Super Bowl 2017 ads were the least shared in six years, study says

Budweiser topped social media shares, but Unruly finds most viewers felt ad quality was poor.

Super Bowl LI ads generated the lowest social media engagement in six years, according to a study from video distribution firm Unruly.

The company’s findings, released today in the report "Video Impact Study: Super Bowl Edition," show that online shares hit an all-time low this year, with only five brands dominating more than half of the overall shares of 134 national ads.

Budweiser (22 percent), Mr. Clean (11 percent), Airbnb (8 percent), T-Mobile (8 percent) and Audi (7 percent) amassed 56 percent of the shares during football’s biggest night.  

Devra Prywes, senior vice president of marketing and insight at Unruly, attributed the poor social media performance of the majority of the advertisers on weak or missing digital campaign components, viewers not connecting to the brand messaging and a declining NFL viewership.

The top-ranking brands, excluding Airbnb, which made a last-minute media buy, were among the 75 percent of marketers who released their ads before the Super Bowl to create buzz. 

Budweiser and Audi attracted high social media shares with ads centered on immigration and gender equality. The political plays may have inspired "sharing out of anger," said Prywes. "When you look at why people share, it’s because the ad has made an emotional connection," she added.

To conduct the research, Unruly used facial recognition software to analyze emotions of 1,500 adults as they watched the Super Bowl ads. The company also tasked these panelists to answer questions about brand impact, purchase intent and predicted shareability. It then combined these results with a total tally of online shares of this year's Big Game spots.

In addition, Unruly found that only four ads measured above average in quality. The company asked panelists to rank 12 of the most popular ads between 1 and 10, with 10 equaling the highest quality. Hyundai, Coca-Cola (which reran a 2014 Super Bowl commercial), Mr. Clean and Audi earned scores of 5 or higher, whereas brands like 84 Lumber, Airbnb and Samsung fell short.

Hyundai garnered the highest rating (6.1) with its live ad "A Better Super Bowl," the study showed, because it tapped into the emotion of pride. Only 6 percent of non-Super Bowl ads evoke pride in consumers, Unruly found, but 27 percent of respondents said they felt proud after watching the Hyundai commercial featuring U.S. soldiers. "The fact that hours after creating and launching their ad they cracked the top 10 is something special," Prywes said.

Still, if there was ever a time for a Super Bowl ad to bomb, 2017 was the year to do it. The Unruly study found that 23 of those surveyed said they didn’t even tune in this year, with 27 percent of millennials saying they simply "don’t watch it."

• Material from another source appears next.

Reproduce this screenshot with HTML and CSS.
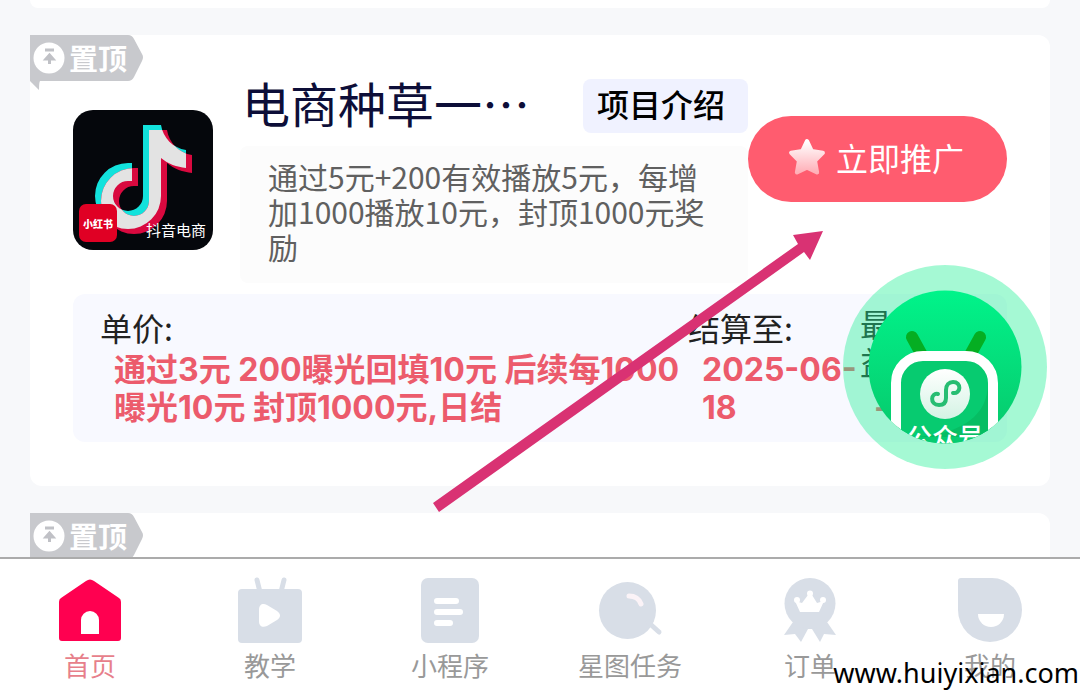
FILE: index.html
```html
<!DOCTYPE html>
<html lang="zh-CN">
<head>
<meta charset="utf-8">
<meta name="viewport" content="width=device-width, initial-scale=1">
<title>电商种草</title>
<link rel="stylesheet" href="styles.css">
</head>
<body>
<svg class="defs" aria-hidden="true">
  <defs>
    <symbol id="pin" viewBox="0 0 114 56">
      <path d="M0 0H98Q102 0 104 4L112 19Q114 22 112 26L104 42Q102 46 98 46H10Q9 47 9 55L0 46Z" fill="#c8c9cd"/>
      <circle cx="19" cy="23" r="15.500" fill="#fff"/>
      <path d="M15 15H24M19.500 29V23M16 24L19.500 20L23 24Z" fill="#c0c1c6" stroke="#c0c1c6" stroke-width="3"/>
      <text x="39" y="35" class="pin-text">置顶</text>
    </symbol>
  </defs>
</svg>
<main class="feed">
  <div class="card card-prev"></div>
  <article class="card card-main">
    <svg class="pin" role="img" aria-label="置顶"><use href="#pin"/></svg>
    <header class="head">
      <svg class="logo" viewBox="0 0 140 140" role="img" aria-label="抖音电商">
        <defs>
          <path id="note" d="M70 15H88C90 28 100 38 113 40V58C104 57 95 54 88 48V86A33 33 0 1 1 55 53H59V71H55A15 15 0 1 0 70 86Z"/>
          <clipPath id="note-clip"><use href="#note"/></clipPath>
        </defs>
        <rect width="140" height="140" rx="20" fill="#05070c"/>
        <use href="#note" fill="#12e2dc"/>
        <use href="#note" fill="#d9093f" transform="translate(6 5)"/>
        <g clip-path="url(#note-clip)"><use href="#note" fill="#e3e3e3" transform="translate(6 5)"/></g>
        <rect x="6" y="94" width="38" height="38" rx="7" fill="#e00024"/>
        <text x="25" y="118" text-anchor="middle" class="logo-mini">小红书</text>
        <text x="73" y="126" class="logo-name">抖音电商</text>
      </svg>
      <div class="info">
        <div class="title-row">
          <h1 class="title">电商种草一…</h1>
          <button class="tag" type="button">项目介绍</button>
        </div>
        <p class="desc">通过5元+200有效播放5元，每增加1000播放10元，封顶1000元奖励</p>
      </div>
      <button class="promote" type="button">
        <svg class="star" viewBox="0 0 36 36" aria-hidden="true">
          <defs><linearGradient id="sg" x1="0" y1="0" x2="0" y2="1"><stop offset="0" stop-color="#fff"/><stop offset="1" stop-color="#ffb0b8"/></linearGradient></defs>
          <path d="M18 3L22.500 12.500L33 14L25.500 21.500L27.500 32.500L18 28L8.500 32.500L10.500 21.500L3 14L13.500 12.500Z" fill="url(#sg)" stroke="url(#sg)" stroke-width="4" stroke-linejoin="round"/>
        </svg>
        立即推广
      </button>
    </header>
    <dl class="stats">
      <div class="stat stat-price"><dt>单价:</dt><dd>通过3元 200曝光回填10元 后续每1000曝光10元 封顶1000元,日结</dd></div>
      <div class="stat stat-date"><dt>结算至:</dt><dd>2025-06-18</dd></div>
      <div class="stat stat-top"><dt>最高收益:</dt><dd>--</dd></div>
    </dl>
    <svg class="arrow" viewBox="0 0 391 283" aria-hidden="true">
      <path d="M0 272L365 13L360 4L390 0L377 29L371 21L6 281Z" fill="#d93273"/>
    </svg>
  </article>
  <div class="card card-next">
    <svg class="pin" role="img" aria-label="置顶"><use href="#pin"/></svg>
  </div>
</main>
<a class="follow" href="#follow" aria-label="公众号">
  <svg viewBox="0 0 204 204" aria-hidden="true">
    <defs>
      <linearGradient id="fg" x1="0" y1="0" x2="0" y2="1"><stop offset="0" stop-color="#00f48a"/><stop offset=".45" stop-color="#04df7c"/><stop offset="1" stop-color="#06c76a"/></linearGradient>
      <linearGradient id="wg" x1="0" y1="0" x2="0" y2="1"><stop offset="0" stop-color="#fff"/><stop offset="1" stop-color="#d4f3e4"/></linearGradient>
      <clipPath id="fc"><circle cx="102" cy="102" r="76.500"/></clipPath>
    </defs>
    <circle cx="102" cy="102" r="102" fill="#1ef094" fill-opacity=".4"/>
    <g clip-path="url(#fc)">
      <rect x="25" y="25" width="154" height="154" fill="url(#fg)"/>
      <path d="M69 72L80 92M137 72L126 92" stroke="#05ae22" stroke-width="12" stroke-linecap="round"/>
      <rect x="53" y="91" width="97" height="120" rx="27" fill="#07cb70" stroke="#fff" stroke-width="10"/>
      <path d="M145 118C145 150 120 168 75 172H145Z" fill="#06bd63"/>
      <circle cx="102" cy="129" r="25" fill="url(#wg)"/>
      <path d="M95 129C88 127 86 140 96 140C101 140 103 137 103 133V125C103 120 106 117 110 117C119 117 118 129 110 128" fill="none" stroke="#27bd72" stroke-width="4" stroke-linecap="round"/>
      <text x="102" y="182" text-anchor="middle" class="follow-text">公众号</text>
    </g>
  </svg>
</a>
<nav class="tabs">
  <a class="tab active" href="#home">
    <svg viewBox="0 0 64 64" aria-hidden="true"><path fill-rule="evenodd" d="M28 3Q32 0 36 3L61 20Q63 21 63 24V60Q63 63 60 63H4Q1 63 1 60V24Q1 21 3 20ZM23 56H41V42A9 9 0 0 0 23 42Z"/></svg>
    首页
  </a>
  <a class="tab" href="#learn">
    <svg viewBox="0 0 64 64" aria-hidden="true"><path d="M19 2L22 14M46 2L43 14" stroke="currentColor" stroke-width="5" stroke-linecap="round"/><rect y="11" width="64" height="54" rx="4"/><path class="hole" d="M21 32C21 26 25 25 29 27L39 33C43 36 43 39 39 42L29 48C24 50 21 48 21 43Z"/></svg>
    教学
  </a>
  <a class="tab" href="#apps">
    <svg viewBox="0 0 64 64" aria-hidden="true"><rect x="3" width="58" height="65" rx="7"/><path d="M19 23H38M19 34H42M19 45H32" stroke="#fff" stroke-width="6" stroke-linecap="round"/></svg>
    小程序
  </a>
  <a class="tab" href="#tasks">
    <svg viewBox="0 0 64 64" aria-hidden="true"><circle cx="29.500" cy="32.500" r="28.500"/><path d="M50 44L61 54" stroke="currentColor" stroke-width="5" stroke-linecap="round"/><path d="M31 18Q40 18 43 26" fill="none" stroke="#fbf3f7" stroke-width="5" stroke-linecap="round"/></svg>
    星图任务
  </a>
  <a class="tab" href="#orders">
    <svg viewBox="0 0 64 64" aria-hidden="true"><path d="M15 44L6 57L17 56L23 64L30 51H34L42 64L46 56L58 57L49 44Z"/><circle cx="32" cy="25.500" r="25.500"/><path class="hole" d="M22 34L17 23L24 25L30 17H34L39 25L46 23L41 34Z"/><circle class="hole" cx="19" cy="22" r="3"/><circle class="hole" cx="32" cy="15.500" r="3"/><circle class="hole" cx="45" cy="22" r="3"/></svg>
    订单
  </a>
  <a class="tab" href="#mine">
    <svg viewBox="0 0 64 64" aria-hidden="true"><path d="M3 0H34A30 32 0 0 1 64 32A32 32 0 0 1 0 32V3Q0 0 3 0Z"/><path class="hole" d="M20 36H46A13 13 0 0 1 20 36Z"/></svg>
    我的
  </a>
</nav>
<div class="watermark">www.huiyixian.com</div>
</body>
</html>
```

FILE: styles.css
```css
* { box-sizing: border-box; }
body {
  position: relative;
  display: flex;
  flex-direction: column;
  height: 100vh;
  margin: 0;
  overflow: hidden;
  background: #f7f8fa;
  font-family: "Noto Sans CJK SC", sans-serif;
}
button { border: 0; font: inherit; }
.defs { position: absolute; width: 0; height: 0; }

.feed {
  display: flex;
  flex: 1;
  flex-direction: column;
  gap: 27px;
  min-height: 0;
  padding: 0 30px;
  overflow: hidden;
}
.card {
  position: relative;
  flex: none;
  border-radius: 12px;
  background: #fff;
}
.card-prev { height: 8px; border-radius: 0 0 12px 12px; }
.card-main { padding: 44px 43px; border-top-left-radius: 0; }
.card-next { height: 200px; border-top-left-radius: 0; }
.pin {
  position: absolute;
  top: 0;
  left: 0;
  width: 114px;
  height: 56px;
}
.pin-text { fill: #fff; font-size: 29px; font-weight: 700; }

.head { display: flex; align-items: flex-start; }
.logo { flex: none; width: 140px; margin: 31px 27px 0 0; }
.logo-mini { fill: #fff; font-size: 10px; font-weight: 900; }
.logo-name { fill: #fff; font-size: 15px; }
.info { flex: 1; min-width: 0; }
.title-row {
  display: flex;
  align-items: flex-start;
  justify-content: space-between;
  height: 54px;
  padding-left: 2px;
}
.title {
  margin: 0;
  color: #0d0e38;
  font-size: 48px;
  font-weight: 400;
  line-height: 46px;
  white-space: nowrap;
}
.tag {
  height: 54px;
  padding: 0 23px 6px 14px;
  border-radius: 8px;
  background: #f0f2ff;
  color: #000;
  font-size: 32px;
  font-weight: 500;
  line-height: 48px;
  white-space: nowrap;
}
.desc {
  margin: 13px 0 0;
  padding: 13px 28px 19px;
  border-radius: 8px;
  background: #fcfcfc;
  color: #606060;
  font-size: 30px;
  line-height: 35px;
}
.promote {
  display: flex;
  flex: none;
  align-items: center;
  gap: 10px;
  height: 86px;
  margin-top: 37px;
  padding: 0 43px 4px 40px;
  border-radius: 43px;
  background: #ff5c6f;
  color: #fff;
  font-size: 32px;
}
.star { width: 38px; height: 38px; }

.stats {
  display: flex;
  align-items: flex-end;
  margin: 11px 0 0;
  padding: 10px 27px 15px;
  border-radius: 12px;
  background: #f8f9ff;
  color: #222;
  font-size: 32px;
  line-height: 38px;
}
.stat dt { margin-bottom: 5px; }
.stat dd {
  margin: 0;
  padding-left: 14px;
  color: #ec5b6c;
  font-family: Inter, "Noto Sans CJK SC", sans-serif;
  font-weight: 700;
}
.stat-price { flex: 1; }
.stat-date { width: 172px; }
.stat-top { width: 120px; }
.stat-top dt { margin-bottom: 9px; }

.arrow {
  position: absolute;
  top: 196px;
  left: 403px;
  width: 391px;
  height: 283px;
}
.follow {
  position: absolute;
  top: 265px;
  right: 33px;
  width: 204px;
  height: 204px;
}
.follow svg { display: block; }
.follow-text { fill: #fff; font-size: 26px; font-weight: 500; }

.tabs {
  display: grid;
  flex: none;
  grid-template-columns: repeat(6, 1fr);
  height: 134px;
  border-top: 2px solid #ababab;
  background: #fff;
}
.tab {
  display: flex;
  flex-direction: column;
  align-items: center;
  gap: 4px;
  padding-top: 19px;
  color: #999;
  font-size: 26px;
  line-height: 38px;
  text-decoration: none;
}
.tab svg {
  width: 64px;
  height: 64px;
  overflow: visible;
  color: #d8dee7;
  fill: currentColor;
}
.tab .hole { fill: #fff; }
.active { color: #e77f8b; }
.active svg { color: #ff0050; }

.watermark {
  position: absolute;
  right: 1px;
  bottom: 0;
  color: #000;
  font-family: "Noto Sans", sans-serif;
  font-size: 27px;
  line-height: 36px;
}
```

That’s why it’s imperative for Super Bowl advertisers to develop online components to their campaigns, Prywes said. "It’s not enough just to buy Super Bowl air time," she said. "To really make the most of that investment, marketers need to make sure that the ad quality is there, that the creative that they’re making is having an impact and that they’re launching it strategically online to complement. TV is one of many devices."

Most of those who did watch, however, did so because of both the game and the ads, including 42 percent of those surveyed aged 25 to 34. But only 11 percent of every age group questioned said they solely focused on the commercials.

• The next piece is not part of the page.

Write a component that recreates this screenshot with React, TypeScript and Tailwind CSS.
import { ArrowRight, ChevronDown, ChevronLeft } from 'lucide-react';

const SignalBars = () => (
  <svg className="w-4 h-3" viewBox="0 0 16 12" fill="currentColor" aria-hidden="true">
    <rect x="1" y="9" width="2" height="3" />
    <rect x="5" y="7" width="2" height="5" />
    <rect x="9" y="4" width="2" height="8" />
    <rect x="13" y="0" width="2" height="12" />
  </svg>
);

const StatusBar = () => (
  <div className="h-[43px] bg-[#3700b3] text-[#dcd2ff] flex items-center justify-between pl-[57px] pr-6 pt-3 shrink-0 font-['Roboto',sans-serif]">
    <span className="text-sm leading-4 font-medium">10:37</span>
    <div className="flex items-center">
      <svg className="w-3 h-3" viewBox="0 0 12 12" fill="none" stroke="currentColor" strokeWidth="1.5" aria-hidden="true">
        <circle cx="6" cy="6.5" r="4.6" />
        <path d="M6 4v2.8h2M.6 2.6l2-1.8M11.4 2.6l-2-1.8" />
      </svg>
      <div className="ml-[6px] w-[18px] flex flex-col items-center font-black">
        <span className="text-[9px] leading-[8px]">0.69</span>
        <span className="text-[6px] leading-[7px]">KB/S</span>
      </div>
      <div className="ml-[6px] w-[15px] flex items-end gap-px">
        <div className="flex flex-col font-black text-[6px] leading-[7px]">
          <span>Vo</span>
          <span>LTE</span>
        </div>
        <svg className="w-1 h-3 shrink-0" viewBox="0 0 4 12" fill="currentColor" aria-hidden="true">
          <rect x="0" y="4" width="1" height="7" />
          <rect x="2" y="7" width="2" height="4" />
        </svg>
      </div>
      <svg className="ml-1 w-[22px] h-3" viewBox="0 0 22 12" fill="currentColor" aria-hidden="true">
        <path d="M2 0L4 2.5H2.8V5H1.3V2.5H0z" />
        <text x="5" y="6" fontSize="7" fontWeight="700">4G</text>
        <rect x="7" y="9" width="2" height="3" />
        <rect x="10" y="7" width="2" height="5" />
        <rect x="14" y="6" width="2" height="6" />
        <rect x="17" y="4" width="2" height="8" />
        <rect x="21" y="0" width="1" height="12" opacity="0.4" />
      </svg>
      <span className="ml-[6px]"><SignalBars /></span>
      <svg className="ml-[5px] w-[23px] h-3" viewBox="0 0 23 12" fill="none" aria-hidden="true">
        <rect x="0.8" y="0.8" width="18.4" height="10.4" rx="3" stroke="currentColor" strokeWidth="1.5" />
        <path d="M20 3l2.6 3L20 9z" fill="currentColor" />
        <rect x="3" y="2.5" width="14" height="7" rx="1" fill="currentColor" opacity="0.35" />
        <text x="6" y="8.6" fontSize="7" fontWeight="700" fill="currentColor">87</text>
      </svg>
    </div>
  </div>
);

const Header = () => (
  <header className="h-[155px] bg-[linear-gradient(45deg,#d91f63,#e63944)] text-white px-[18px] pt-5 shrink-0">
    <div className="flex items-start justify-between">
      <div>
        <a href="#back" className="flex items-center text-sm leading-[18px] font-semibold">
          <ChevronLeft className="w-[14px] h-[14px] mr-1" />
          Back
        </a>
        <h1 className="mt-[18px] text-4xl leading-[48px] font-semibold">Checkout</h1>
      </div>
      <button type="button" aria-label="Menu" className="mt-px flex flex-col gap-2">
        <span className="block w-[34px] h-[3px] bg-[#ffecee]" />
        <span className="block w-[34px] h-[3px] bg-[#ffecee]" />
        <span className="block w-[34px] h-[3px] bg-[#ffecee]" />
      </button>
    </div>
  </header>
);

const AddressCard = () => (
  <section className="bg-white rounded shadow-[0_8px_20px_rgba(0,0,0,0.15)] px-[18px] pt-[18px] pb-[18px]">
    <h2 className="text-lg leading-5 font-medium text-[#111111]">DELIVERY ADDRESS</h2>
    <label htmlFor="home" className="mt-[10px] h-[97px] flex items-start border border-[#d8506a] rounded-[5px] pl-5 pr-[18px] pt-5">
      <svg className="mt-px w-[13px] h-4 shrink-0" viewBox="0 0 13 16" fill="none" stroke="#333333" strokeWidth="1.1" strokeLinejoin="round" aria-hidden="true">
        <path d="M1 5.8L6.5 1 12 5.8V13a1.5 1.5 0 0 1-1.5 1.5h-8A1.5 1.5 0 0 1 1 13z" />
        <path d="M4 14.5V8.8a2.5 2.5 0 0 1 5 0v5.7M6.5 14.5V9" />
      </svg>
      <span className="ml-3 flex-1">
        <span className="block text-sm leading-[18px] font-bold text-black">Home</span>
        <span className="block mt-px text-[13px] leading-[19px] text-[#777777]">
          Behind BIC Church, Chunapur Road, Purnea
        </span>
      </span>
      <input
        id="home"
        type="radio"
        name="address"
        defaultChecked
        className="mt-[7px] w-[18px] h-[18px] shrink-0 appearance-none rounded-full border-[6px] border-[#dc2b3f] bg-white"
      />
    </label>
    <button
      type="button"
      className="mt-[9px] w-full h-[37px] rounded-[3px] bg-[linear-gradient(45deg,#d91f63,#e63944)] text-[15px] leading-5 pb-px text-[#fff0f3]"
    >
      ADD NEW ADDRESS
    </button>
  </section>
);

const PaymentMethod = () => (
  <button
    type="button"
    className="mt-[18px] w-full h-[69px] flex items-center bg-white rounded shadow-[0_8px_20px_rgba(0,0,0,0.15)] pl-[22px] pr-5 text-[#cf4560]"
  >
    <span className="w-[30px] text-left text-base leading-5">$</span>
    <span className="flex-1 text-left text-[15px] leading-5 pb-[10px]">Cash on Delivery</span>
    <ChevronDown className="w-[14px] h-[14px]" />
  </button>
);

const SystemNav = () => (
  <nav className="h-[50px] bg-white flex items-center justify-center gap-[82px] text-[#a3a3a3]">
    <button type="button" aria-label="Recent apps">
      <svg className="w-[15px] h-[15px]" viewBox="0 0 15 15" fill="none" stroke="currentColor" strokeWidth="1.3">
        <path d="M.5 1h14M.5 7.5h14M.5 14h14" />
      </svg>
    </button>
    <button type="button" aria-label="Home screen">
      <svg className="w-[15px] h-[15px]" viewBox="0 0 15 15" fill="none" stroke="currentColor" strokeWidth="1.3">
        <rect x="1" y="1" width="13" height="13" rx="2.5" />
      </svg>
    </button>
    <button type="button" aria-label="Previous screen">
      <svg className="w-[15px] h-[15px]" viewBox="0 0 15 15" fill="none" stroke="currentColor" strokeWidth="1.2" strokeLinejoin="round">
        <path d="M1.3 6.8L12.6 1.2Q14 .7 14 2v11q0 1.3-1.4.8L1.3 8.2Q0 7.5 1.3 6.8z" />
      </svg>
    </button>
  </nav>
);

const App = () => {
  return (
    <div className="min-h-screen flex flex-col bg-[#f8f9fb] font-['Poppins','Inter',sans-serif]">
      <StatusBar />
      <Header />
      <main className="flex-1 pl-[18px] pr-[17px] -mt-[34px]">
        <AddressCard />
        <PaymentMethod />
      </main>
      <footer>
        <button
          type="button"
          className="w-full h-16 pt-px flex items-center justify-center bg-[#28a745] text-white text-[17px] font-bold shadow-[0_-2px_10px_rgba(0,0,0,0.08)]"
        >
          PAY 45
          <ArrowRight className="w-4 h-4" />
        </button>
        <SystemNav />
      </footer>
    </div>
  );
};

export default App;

Millennials were even more turned off by the ads themselves, Unruly discovered. Those aged 35 to 64 were reportedly 16 percent more engaged in Super Bowl ads than their younger counterparts, partly because millennials watched the Big Game on multiple devices. In fact, they were 20 percent more likely to watch football on their smartphones and 14 percent more likely to watch on their laptops.

"We have a record number of cord cutters," Prywes said. "Times are changing. There’s a lot of content competing for people’s attention. Attention is a finite and limited resource. Marketers need to fight through all that noise."

Brands also need to make their ads more memorable, she added. Unruly found that most Super Bowl viewers struggled to remember 2017’s ads. In fact, this year’s brand recall was 15 percent lower than the non-Big Game advertising average. Prywes attributed the low recall due to a lack of branding in the Super Bowl LI creative.

"It’s the myth that you shouldn’t brand your spots," she said. "There’s no reason for it." The top two most-remembered spots were Tide (84 percent), which featured announcer Terry Bradshaw fighting a shirt stain and several product images, and Mr. Clean (82 percent), which introduced a sexier version of the cartoon spokesman.

"Even just having the character Mr. Clean, he is the brand. He is synonymous with the logo," Prywes said.  Also, "Tide was really memorable. The spot almost looked like a live stunt" and "surprised people."

While there were few Super Bowl winners this year, Prywes is hopeful for 2018. That’s why Unruly is coming out with this whitepaper now, she said, so it can influence marketers who are in the midst of creating their World Cup, Olympics and even their future Super Bowl campaigns.

"My plea for marketers is to make a really emotional ad and get it seen," she said. "Then we can have a Super Bowl to remember next year."